How Retail Investors Can Build a Down Payment Fund for Your First Home
For most retail investors, buying a first home is the biggest financial decision of their lives. Yet, the down payment—often 20–30% of the property value—is usually handled in the least planned way.
06 May 2026 • 5 min read • Vijay Shelke (Head - Business Development)
How Retail Investors Can Build a Down Payment Fund for Your First Home
Introduction: The Most Common Home-Buying Mistake
For most retail investors, buying a first home is the biggest financial decision of their lives.
Yet, the down payment—often 20–30% of the property value—is usually handled in the least planned way.
Many investors rely on:
- Breaking fixed deposits at the last minute
- Selling mutual funds during market corrections
- Borrowing informally from family
While this helps close the transaction, it often creates long-term financial stress.
A home loan EMI lasts 15–25 years.
A poorly planned down payment can impact your finances just as long.
Market Reality: Why Down Payments Are Harder Today
In India’s major cities, home prices have increased faster than income growth. At the same time:
- Banks expect higher down payments for better loan terms
- Interest rate cycles impact EMI affordability
- Living costs reduce the ability to save lump sums
For retail investors, this means discipline matters more than income when planning a home purchase.
Core Insight: Your Down Payment Needs a Separate Plan
A common misconception is that a down payment should come from “whatever savings are available.”
In reality, your down payment fund should be:
- Separate from emergency savings
- Separate from retirement investments
- Aligned to your home-buying timeline
Think of it as a goal-based investment, not just cash in the bank.
Step 1: Be Clear About Your Time Horizon
Your investment strategy depends on when you plan to buy the house.
If the purchase is within 2 years
- Focus only on safety and liquidity
- Avoid market-linked investments
If the purchase is 3–5 years away
- Aim for moderate growth with controlled risk
If the purchase is more than 5 years away
- You can take limited market exposure, but with discipline
Time horizon matters more than return expectations.
Step 2: Choosing the Right Investments for Your Down Payment
Short-Term Goal (0–2 Years)
Objective: Protect capital
Suitable options:
- Savings accounts for immediate liquidity
- Liquid or ultra-short-duration mutual funds
- Fixed deposits with strong banks
Risk to avoid:
Equity or high-risk funds that can fluctuate sharply before purchase.
Medium-Term Goal (3–5 Years)
Objective: Beat inflation with stability
Suitable options:
- Short-duration or corporate bond mutual funds
- Conservative hybrid funds
- Target maturity debt funds matching your purchase year
These options balance return potential and risk better than pure equity.
Long-Term Goal (5+ Years)
Objective: Gradual wealth creation
Suitable options:
- Balanced advantage funds
- Equity savings funds
- Limited exposure to diversified equity mutual funds
Important discipline:
As your purchase date approaches, gradually shift money to safer assets.

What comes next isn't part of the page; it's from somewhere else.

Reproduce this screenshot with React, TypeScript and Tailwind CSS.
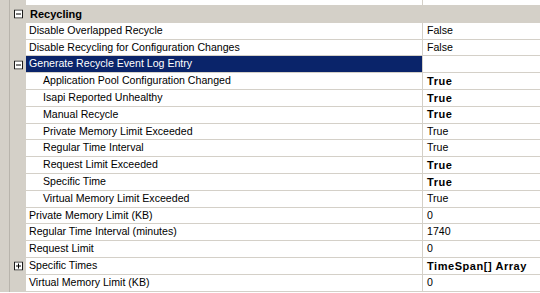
import React from "react";

type Row =
  | { kind: "cat"; name: string; expand?: "minus" | "plus" }
  | {
      kind: "prop";
      name: string;
      value?: string;
      bold?: boolean;
      indent?: boolean;
      selected?: boolean;
      expand?: "minus" | "plus";
    };

const rows: Row[] = [
  { kind: "prop", name: "Shutdown Executable Parameters", value: "" },
  { kind: "cat", name: "Recycling", expand: "minus" },
  { kind: "prop", name: "Disable Overlapped Recycle", value: "False" },
  { kind: "prop", name: "Disable Recycling for Configuration Changes", value: "False" },
  { kind: "prop", name: "Generate Recycle Event Log Entry", value: "", selected: true, expand: "minus" },
  { kind: "prop", name: "Application Pool Configuration Changed", value: "True", bold: true, indent: true },
  { kind: "prop", name: "Isapi Reported Unhealthy", value: "True", bold: true, indent: true },
  { kind: "prop", name: "Manual Recycle", value: "True", bold: true, indent: true },
  { kind: "prop", name: "Private Memory Limit Exceeded", value: "True", indent: true },
  { kind: "prop", name: "Regular Time Interval", value: "True", indent: true },
  { kind: "prop", name: "Request Limit Exceeded", value: "True", bold: true, indent: true },
  { kind: "prop", name: "Specific Time", value: "True", bold: true, indent: true },
  { kind: "prop", name: "Virtual Memory Limit Exceeded", value: "True", indent: true },
  { kind: "prop", name: "Private Memory Limit (KB)", value: "0" },
  { kind: "prop", name: "Regular Time Interval (minutes)", value: "1740" },
  { kind: "prop", name: "Request Limit", value: "0" },
  { kind: "prop", name: "Specific Times", value: "TimeSpan[] Array", bold: true, expand: "plus" },
  { kind: "prop", name: "Virtual Memory Limit (KB)", value: "0" },
];

function ExpandBox({ type }: { type: "minus" | "plus" }) {
  return (
    <svg width="9" height="9" viewBox="0 0 9 9" className="block">
      <rect x="0.5" y="0.5" width="8" height="8" fill="#ffffff" stroke="#1a1a1a" />
      <line x1="2" y1="4.5" x2="7" y2="4.5" stroke="#000" />
      {type === "plus" && <line x1="4.5" y1="2" x2="4.5" y2="7" stroke="#000" />}
    </svg>
  );
}

function Margin({ expand }: { expand?: "minus" | "plus" }) {
  return (
    <div className="relative h-full w-[26px] shrink-0 bg-[#d4d0c8]">
      <div className="absolute left-[9px] top-0 h-full w-px bg-[#b8b4ac]" />
      {expand && (
        <div className="absolute left-[14px] top-1/2 -translate-y-1/2">
          <ExpandBox type={expand} />
        </div>
      )}
    </div>
  );
}

export default function App() {
  return (
    <div
      className="h-[293px] w-[540px] overflow-hidden bg-white text-[10.6px] text-black"
      style={{ fontFamily: '"Liberation Sans", Arial, sans-serif' }}
    >
      <div className="-mt-[10.8px] flex flex-col">
        {rows.map((r, i) => {
          if (r.kind === "cat") {
            return (
              <div key={i} className="flex h-[16.8px] items-stretch bg-[#d4d0c8]">
                <Margin expand={r.expand} />
                <div className="flex flex-1 items-center pl-[4px] text-[11px] font-bold">{r.name}</div>
              </div>
            );
          }
          return (
            <div key={i} className="flex h-[16.8px] items-stretch">
              <Margin expand={r.expand} />
              <div
                className={
                  "flex w-[397px] shrink-0 items-center border-b border-r border-[#d4d0c8] " +
                  (r.indent ? "pl-[17px] " : "pl-[3px] ") +
                  (r.selected ? "bg-[#0a246a] text-white" : "bg-white")
                }
              >
                <span className="whitespace-nowrap">{r.name}</span>
              </div>
              <div className="flex flex-1 items-center border-b border-[#d4d0c8] pl-[4px]">
                <span
                  className={
                    "whitespace-nowrap " + (r.bold ? "text-[11px] font-bold tracking-[0.55px]" : "")
                  }
                >
                  {r.value}
                </span>
              </div>
            </div>
          );
        })}
      </div>
    </div>
  );
}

Simple Example: How a Retail Investor Can Plan
Profile:
Salaried professional planning to buy a ₹60 lakh home in 4 years
Target down payment: ₹15 lakh
Approach:
- Monthly SIP into conservative hybrid and debt funds
- Annual review to reduce risk closer to purchase
- Emergency fund kept separate
Outcome:
The investor builds the down payment without touching retirement funds or taking unnecessary market risk.

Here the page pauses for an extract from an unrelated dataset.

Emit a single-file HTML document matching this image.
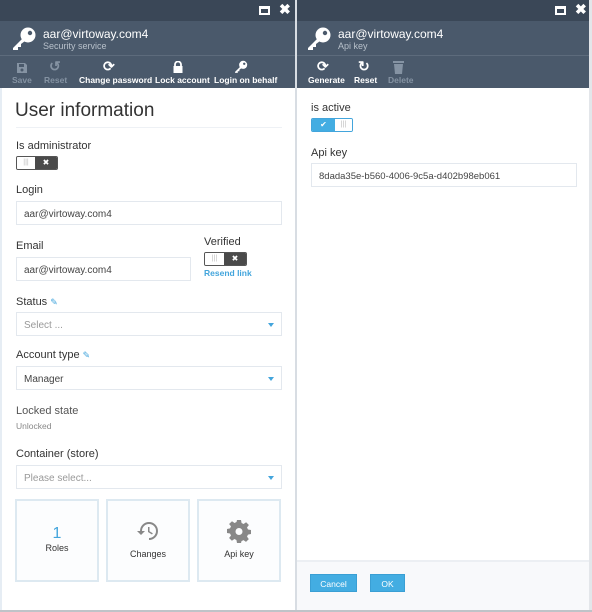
<!DOCTYPE html>
<html><head><meta charset="utf-8"><style>
*{box-sizing:border-box;margin:0;padding:0}
body{width:592px;height:612px;overflow:hidden;background:#fff;font-family:"Liberation Sans",Arial,sans-serif;position:relative;color:#333}
.a{position:absolute}
.tb{background:#3a4757;height:21px}
.hd{background:#4a596b;height:67px;top:21px}
.sep{background:#5d6b7c;height:1px;top:55px}
.t1{color:#fff;font-size:12px}
.t2{color:#b7c0ca;font-size:9px}
.tl{font-size:8.5px;font-weight:bold;color:#fff;text-align:center;white-space:nowrap}
.dis{color:#8593a3}
.lab{font-size:11px;color:#333}
.in{border:1px solid #e3e8ee;height:24px;font-size:10px;padding:7px 7px;color:#444;background:#fff}
.ph{color:#999}
.arr{position:absolute;right:7px;top:10px;border-left:3px solid transparent;border-right:3px solid transparent;border-top:4px solid #43a5dc}
.tg{height:14px;border:1px solid #555;border-radius:2px;overflow:hidden;display:flex}
.tile{border:2px solid #dde9f1;background:#fcfdfe;width:84px;height:83px;top:499px;text-align:center;font-size:9px;color:#333}
.btn{background:#43ade2;color:#fff;font-size:8.5px;text-align:center;height:18px;line-height:18px;border:1px solid #3a9fd4}
</style></head><body>
<!-- left panel -->
<div class="a tb" style="left:0;top:0;width:296px"></div>
<div class="a" style="left:259px;top:6px;width:11px;height:9px;border:2px solid #fff;border-top-width:3px"></div>
<div class="a" style="left:279px;top:1px;color:#fff;font-size:14px;font-weight:bold">✖</div>
<div class="a hd" style="left:0;width:296px"></div>
<div class="a sep" style="left:0;width:296px"></div>
<svg class="a" style="left:11px;top:27px" width="26" height="24" viewBox="0 0 26 24"><circle cx="17" cy="8" r="7.5" fill="#fff"/><circle cx="19" cy="6" r="2.2" fill="#4a596b"/><path d="M12 11 L2 21 L2 23 L7 23 L7 20 L10 20 L10 17 L14 14Z" fill="#fff"/></svg>
<div class="a t1" style="left:43px;top:27px">aar@virtoway.com4</div>
<div class="a t2" style="left:43px;top:41px">Security service</div>
<svg class="a" style="left:16px;top:62px" width="12" height="12" viewBox="0 0 12 12"><path d="M1 1h8l2 2v8H1z" fill="#8593a3"/><rect x="3" y="2" width="5" height="3" fill="#4a596b"/><circle cx="6" cy="8" r="1.5" fill="#4a596b"/></svg>
<div class="a tl dis" style="left:12px;top:75px">Save</div>
<div class="a" style="left:49px;top:58px;color:#8593a3;font-size:14px;font-weight:bold">↺</div>
<div class="a tl dis" style="left:44px;top:75px">Reset</div>
<div class="a" style="left:103px;top:58px;color:#fff;font-size:14px;font-weight:bold">⟳</div>
<div class="a tl" style="left:79px;top:75px">Change password</div>
<svg class="a" style="left:173px;top:61px" width="10" height="12" viewBox="0 0 10 12"><path d="M2 5V3.5a3 3 0 016 0V5" stroke="#fff" stroke-width="1.8" fill="none"/><rect x="0.5" y="5" width="9" height="7" fill="#fff"/></svg>
<div class="a tl" style="left:155px;top:75px">Lock account</div>
<svg class="a" style="left:234px;top:60px" width="14" height="14" viewBox="0 0 26 24"><circle cx="17" cy="8" r="7.5" fill="#fff"/><circle cx="19" cy="6" r="2.2" fill="#4a596b"/><path d="M12 11 L2 21 L2 23 L7 23 L7 20 L10 20 L10 17 L14 14Z" fill="#fff"/></svg>
<div class="a tl" style="left:214px;top:75px">Login on behalf</div>
<div class="a" style="left:0;top:88px;width:2px;height:524px;background:#e6edf4"></div>
<div class="a" style="left:15px;top:100px;font-size:19px;color:#333">User information</div>
<div class="a" style="left:16px;top:127px;width:266px;height:1px;background:#eef1f5"></div>
<div class="a lab" style="left:16px;top:140px">Is administrator</div>
<div class="a tg" style="left:16px;top:156px;width:42px"><div style="width:18px;background:#fff;color:#bbb;font-size:7px;text-align:center;line-height:12px">|||</div><div style="flex:1;background:#4a4a4a;color:#fff;font-size:8px;text-align:center;line-height:12px">✖</div></div>
<div class="a lab" style="left:16px;top:184px">Login</div>
<div class="a in" style="left:16px;top:201px;width:266px">aar@virtoway.com4</div>
<div class="a lab" style="left:16px;top:240px">Email</div>
<div class="a in" style="left:16px;top:257px;width:175px">aar@virtoway.com4</div>
<div class="a lab" style="left:204px;top:236px">Verified</div>
<div class="a tg" style="left:204px;top:252px;width:43px"><div style="width:19px;background:#fff;color:#bbb;font-size:7px;text-align:center;line-height:12px">|||</div><div style="flex:1;background:#4a4a4a;color:#fff;font-size:8px;text-align:center;line-height:12px">✖</div></div>
<div class="a" style="left:204px;top:268px;font-size:8.5px;font-weight:bold;color:#43a5dc">Resend link</div>
<div class="a lab" style="left:16px;top:296px">Status <span style="color:#43a5dc;font-size:9px">✎</span></div>
<div class="a in ph" style="left:16px;top:312px;width:266px">Select ...<i class="arr"></i></div>
<div class="a lab" style="left:16px;top:349px">Account type <span style="color:#43a5dc;font-size:9px">✎</span></div>
<div class="a in" style="left:16px;top:366px;width:266px">Manager<i class="arr"></i></div>
<div class="a lab" style="left:16px;top:405px;color:#555">Locked state</div>
<div class="a" style="left:16px;top:421px;font-size:8.5px;color:#888">Unlocked</div>
<div class="a lab" style="left:16px;top:448px">Container (store)</div>
<div class="a in ph" style="left:16px;top:465px;width:266px">Please select...<i class="arr"></i></div>
<div class="a tile" style="left:15px"><div style="color:#43a5dc;font-size:16px;margin-top:24px">1</div><div>Roles</div></div>
<div class="a tile" style="left:106px"><svg style="margin-top:18px" width="24" height="24" viewBox="0 0 24 24"><path d="M13 3a9 9 0 00-9 9H1l4 4 4-4H6a7 7 0 117 7v2a9 9 0 000-18z" fill="#888"/><path d="M12 8v5l4 2.5.8-1.3-3.3-2V8z" fill="#888"/></svg><div style="margin-top:4px">Changes</div></div>
<div class="a tile" style="left:197px"><svg style="margin-top:18px" width="24" height="24" viewBox="0 0 24 24"><path d="M10 1h4l.6 3 2 1 2.5-1.8 2.8 2.8L20 8.5l1 2 3 .5v4l-3 .6-1 2 1.8 2.5-2.8 2.8-2.5-1.8-2 1L14 24h-4l-.6-3-2-1-2.5 1.8-2.8-2.8L4 16.5l-1-2-3-.5v-4l3-.6 1-2L2.1 5 5 2.2l2.5 1.8 2-1z" fill="#888"/><circle cx="12" cy="12.5" r="3.5" fill="#fcfdfe"/></svg><div style="margin-top:4px">Api key</div></div>
<!-- divider -->
<div class="a" style="left:295px;top:0;width:2px;height:612px;background:#d8dde3"></div>
<!-- right panel -->
<div class="a tb" style="left:297px;top:0;width:293px"></div>
<div class="a" style="left:555px;top:6px;width:11px;height:9px;border:2px solid #fff;border-top-width:3px"></div>
<div class="a" style="left:575px;top:1px;color:#fff;font-size:14px;font-weight:bold">✖</div>
<div class="a hd" style="left:297px;width:293px"></div>
<div class="a sep" style="left:297px;width:293px"></div>
<svg class="a" style="left:306px;top:27px" width="26" height="24" viewBox="0 0 26 24"><circle cx="17" cy="8" r="7.5" fill="#fff"/><circle cx="19" cy="6" r="2.2" fill="#4a596b"/><path d="M12 11 L2 21 L2 23 L7 23 L7 20 L10 20 L10 17 L14 14Z" fill="#fff"/></svg>
<div class="a t1" style="left:338px;top:27px">aar@virtoway.com4</div>
<div class="a t2" style="left:338px;top:41px">Api key</div>
<div class="a" style="left:317px;top:58px;color:#fff;font-size:14px;font-weight:bold">⟳</div>
<div class="a tl" style="left:308px;top:75px">Generate</div>
<div class="a" style="left:358px;top:58px;color:#fff;font-size:14px;font-weight:bold">↻</div>
<div class="a tl" style="left:354px;top:75px">Reset</div>
<svg class="a" style="left:393px;top:60px" width="11" height="14" viewBox="0 0 11 14"><rect x="0" y="1" width="11" height="2" fill="#8593a3"/><path d="M1 4h9l-1 10H2z" fill="#8593a3"/></svg>
<div class="a tl dis" style="left:388px;top:75px">Delete</div>
<div class="a lab" style="left:311px;top:102px">is active</div>
<div class="a tg" style="left:311px;top:118px;width:42px;border-color:#43a5dc"><div style="width:23px;background:#43ade2;color:#fff;font-size:8px;text-align:center;line-height:12px">✔</div><div style="flex:1;background:#fff;color:#bbb;font-size:7px;text-align:center;line-height:12px">|||</div></div>
<div class="a lab" style="left:311px;top:147px">Api key</div>
<div class="a in" style="left:311px;top:163px;width:266px;font-size:9.5px">8dada35e-b560-4006-9c5a-d402b98eb061</div>
<div class="a" style="left:297px;top:560px;width:293px;height:50px;background:#f8f9fb;border-top:2px solid #eceff3"></div>
<div class="a btn" style="left:310px;top:574px;width:47px">Cancel</div>
<div class="a btn" style="left:370px;top:574px;width:35px">OK</div>
<div class="a" style="left:589px;top:0;width:3px;height:612px;background:#e3e6ea"></div>
<div class="a" style="left:0;top:610px;width:592px;height:2px;background:#bfc3c8"></div>
</body></html>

Risks Retail Investors Should Be Aware Of
- Market Timing Risk
Markets do not move according to your home purchase date. - Liquidity Risk
Some investments may take time to exit when funds are needed urgently. - Overstretching Savings
Using emergency funds for a down payment increases financial vulnerability. - Tax Impact
Unplanned redemptions can reduce post-tax returns.
Understanding these risks helps avoid last-minute financial pressure.
Practical Takeaways for First-Time Home Buyers
- Start planning the down payment early
- Keep the goal separate from long-term investments
- Match investments to your time horizon
- Reduce risk as the purchase date comes closer
- Review the plan at least once a year
Buying a home should increase stability—not create financial anxiety.
Disclaimer: Mutual Fund investments are subject to market risks, read all scheme related documents carefully.
Conclusion: A Home Should Add Comfort, Not Financial Stress
Your first home is an important milestone.
But how you fund the down payment matters as much as the property itself.
A structured down payment fund allows retail investors to:
- Avoid selling investments at the wrong time
- Keep EMIs manageable
- Maintain long-term financial balance
The right planning today makes home ownership far more comfortable tomorrow.
Retail investors should consider consulting a qualified financial advisor to align their home-buying goals with their income, risk profile, and long-term financial plans.